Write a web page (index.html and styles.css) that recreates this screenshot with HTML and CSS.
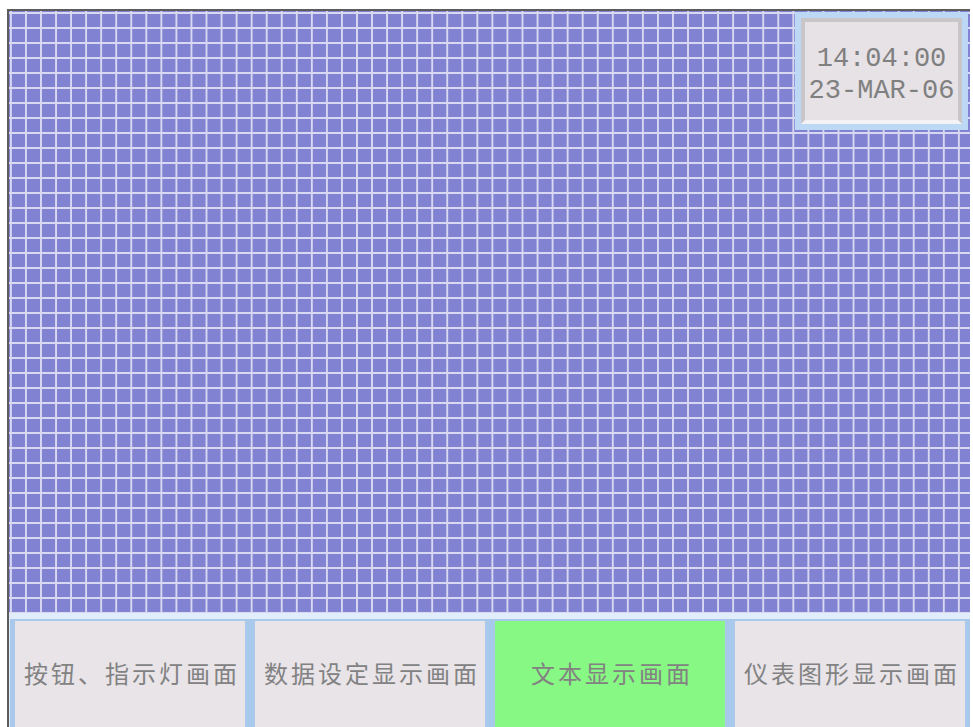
FILE: index.html
```html
<!DOCTYPE html>
<html lang="zh-CN">
<head>
    <meta charset="UTF-8">
    <meta name="viewport" content="width=device-width, initial-scale=1.0">
    <title>触摸屏主画面</title>
    <link rel="stylesheet" href="styles.css">
</head>
<body>
    <div class="screen">
        <!-- 网格画布 -->
        <div class="canvas">
            <div class="clock">
                <div class="clock-face">
                    <div>14:04:00</div>
                    <div>23-MAR-06</div>
                </div>
            </div>
        </div>

        <!-- 底部切换按钮 -->
        <div class="nav">
            <div class="nav-btn">按钮、指示灯画面</div>
            <div class="nav-btn">数据设定显示画面</div>
            <div class="nav-btn active">文本显示画面</div>
            <div class="nav-btn">仪表图形显示画面</div>
        </div>
    </div>
</body>
</html>
```

FILE: styles.css
```css
html, body {
    margin: 0;
    padding: 0;
    background: #ffffff;
}

.screen {
    margin: 9px 3px 0 7px;
    height: 718px;
    border-top: 2px solid #5c5c5c;
    border-left: 2px solid #5c5c5c;
    display: flex;
    flex-direction: column;
}

.canvas {
    position: relative;
    height: 602px;
    background-color: #8282d2;
    background-image:
        linear-gradient(to right, #d8d8f2 2px, transparent 2px),
        linear-gradient(to bottom, #d8d8f2 2px, transparent 2px);
    background-size: 15.06px 15px;
    background-position: 16px 16px;
}

/* часы в углу */
.clock {
    position: absolute;
    top: 1px;
    right: 2px;
    width: 161px;
    height: 106px;
    padding: 6px;
    background: #bcd8f4;
}

.clock-face {
    box-sizing: border-box;
    height: 100%;
    border: 4px solid #c8c6c8;
    border-bottom-color: #f4f2f4;
    background: #e6e2e6;
    color: #808080;
    font-family: "Liberation Mono", "DejaVu Sans Mono", monospace;
    font-size: 27px;
    line-height: 32px;
    text-align: center;
    padding-top: 21px;
}

.nav {
    flex: 1;
    display: grid;
    grid-template-columns: repeat(4, 1fr);
    background: #e2edfb;
    padding-top: 6px;
    padding-left: 1px;
}

.nav-btn {
    display: flex;
    align-items: center;
    justify-content: center;
    background: #e8e4e8;
    border: 5px solid #a8c8ec;
    border-top-width: 2px;
    border-bottom-width: 0;
    color: #828282;
    font-family: "Noto Sans CJK SC", "Noto Sans", sans-serif;
    font-size: 24px;
    letter-spacing: 3px;
    padding: 0 0 6px 4px;
    white-space: nowrap;
}

.nav-btn.active {
    background: #88f884;
}
```
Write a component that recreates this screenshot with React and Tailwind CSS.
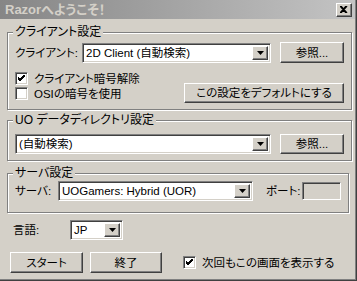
import React from 'react';

const raised =
  'bg-[#d4d0c8] border border-t-white border-l-white border-r-[#404040] border-b-[#404040] shadow-[inset_-1px_-1px_0_#808080,inset_1px_1px_0_#d4d0c8]';
const sunken =
  'border border-t-[#808080] border-l-[#808080] border-r-white border-b-white shadow-[inset_1px_1px_0_#404040,inset_-1px_-1px_0_#d4d0c8]';

function Arrow() {
  return (
    <svg width="7" height="4" viewBox="0 0 7 4">
      <polygon points="0,0 7,0 3.5,4" fill="#000" />
    </svg>
  );
}

function Combo({ text, className }) {
  return (
    <div className={`shrink-0 flex h-[20px] bg-white p-[2px] ${sunken} ${className}`}>
      <div className="flex-1 pl-[1px] leading-[14px] whitespace-nowrap overflow-hidden">{text}</div>
      <div className={`w-[16px] flex items-center justify-center ${raised}`}>
        <Arrow />
      </div>
    </div>
  );
}

function Button({ children, className }) {
  return (
    <button className={`shrink-0 flex items-center justify-center leading-[14px] whitespace-nowrap ${raised} ${className}`}>
      {children}
    </button>
  );
}

function Check({ checked }) {
  return (
    <div className={`shrink-0 w-[13px] h-[13px] bg-white flex items-center justify-center ${sunken}`}>
      {checked && (
        <svg width="7" height="7" viewBox="0 0 7 7">
          <path d="M0 3 L2 5 L7 0 M0 4 L2 6 L7 1 M0 2 L2 4 L7 -1" stroke="#000" strokeWidth="1" fill="none" />
        </svg>
      )}
    </div>
  );
}

function Group({ title, children, className }) {
  return (
    <fieldset className={`w-[342px] border border-[#808080] shadow-[1px_1px_0_#fff,inset_1px_1px_0_#fff] ${className}`}>
      <legend className="ml-[5px] px-[2px] bg-[#d4d0c8] text-[12px] leading-[14px] whitespace-nowrap">{title}</legend>
      <div className="px-[7px]">{children}</div>
    </fieldset>
  );
}

export default function App() {
  return (
    <div className="w-[357px] h-[281px] overflow-hidden bg-[#d4d0c8] border-r border-b border-r-[#404040] border-b-[#404040] text-[11.5px] leading-[14px] text-black font-['Liberation_Sans','Noto_Sans_CJK_JP',sans-serif] [font-feature-settings:'palt']">
      <div className="h-full border-r border-b border-r-[#808080] border-b-[#808080]">
        <div className="h-[19px] flex items-center justify-between bg-gradient-to-r from-[#868686] to-[#c4c4c4]">
          <span className="pl-[5px] font-bold text-[13px] text-[#d4d0c8] whitespace-nowrap">Razorへようこそ！</span>
          <div className={`w-[16px] h-[14px] mr-[3px] flex items-center justify-center ${raised}`}>
            <svg width="8" height="7" viewBox="0 0 8 7">
              <path d="M0 0 L6 7 M1 0 L7 7 M6 0 L0 7 M7 0 L1 7" stroke="#000" strokeWidth="1.2" fill="none" />
            </svg>
          </div>
        </div>

        <div className="pl-[7px] pt-[6px]">
          <Group title="クライアント設定">
            <div className="pt-[3px] flex items-center">
              <span className="w-[67px] shrink-0 whitespace-nowrap">クライアント:</span>
              <Combo text="2D Client (自動検索)" className="w-[189px]" />
              <Button className="ml-[9px] w-[64px] h-[21px]">参照...</Button>
            </div>
            <div className="mt-[9px] flex justify-between items-start pb-[6px]">
              <div className="flex flex-col gap-[2px]">
                <div className="flex items-center gap-[6px] h-[13px] whitespace-nowrap">
                  <Check checked />
                  <span>クライアント暗号解除</span>
                </div>
                <div className="flex items-center gap-[6px] h-[13px] whitespace-nowrap">
                  <Check />
                  <span>OSIの暗号を使用</span>
                </div>
              </div>
              <Button className="mt-[11px] w-[160px] h-[20px]">この設定をデフォルトにする</Button>
            </div>
          </Group>

          <Group title="UO データディレクトリ設定" className="mt-[3px]">
            <div className="pt-[7px] pb-[6px] flex items-center">
              <Combo text="(自動検索)" className="w-[256px]" />
              <Button className="ml-[9px] w-[64px] h-[20px]">参照...</Button>
            </div>
          </Group>

          <Group title="サーバ設定" className="mt-[5px]">
            <div className="pt-[1px] pb-[11px] flex items-center">
              <span className="w-[43px] shrink-0 whitespace-nowrap">サーバ:</span>
              <Combo text="UOGamers: Hybrid (UOR)" className="w-[195px]" />
              <span className="ml-[13px] w-[36px] shrink-0 whitespace-nowrap">ポート:</span>
              <div className={`shrink-0 w-[39px] h-[18px] bg-[#d4d0c8] ${sunken}`} />
            </div>
          </Group>

          <div className="mt-[7px] flex items-center">
            <span className="ml-[6px] w-[57px] shrink-0 whitespace-nowrap">言語:</span>
            <Combo text="JP" className="w-[53px]" />
          </div>

          <div className="mt-[12px] flex items-center">
            <Button className="ml-[3px] w-[73px] h-[21px]">スタート</Button>
            <Button className="ml-[7px] w-[72px] h-[21px]">終了</Button>
            <div className="ml-[21px] flex items-center gap-[6px] whitespace-nowrap">
              <Check checked />
              <span>次回もこの画面を表示する</span>
            </div>
          </div>
        </div>
      </div>
    </div>
  );
}
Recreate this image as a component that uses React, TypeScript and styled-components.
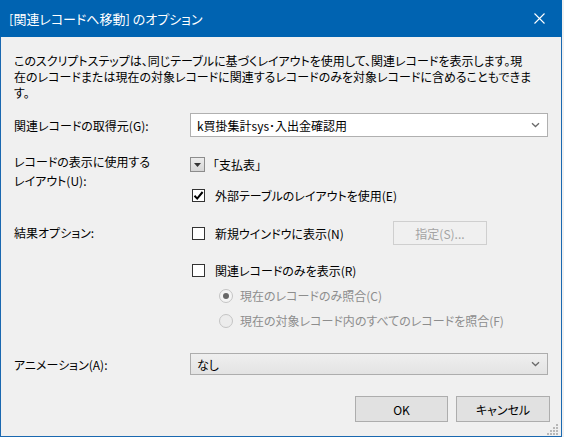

AIM =>
Leave the pictures out and print, exactly as written, every line from the one holding "Write a component" down to the one holding "import React from 'react';", both of those included.

RESULT =>
Write a component that recreates this screenshot with React and Tailwind CSS.
import React from 'react';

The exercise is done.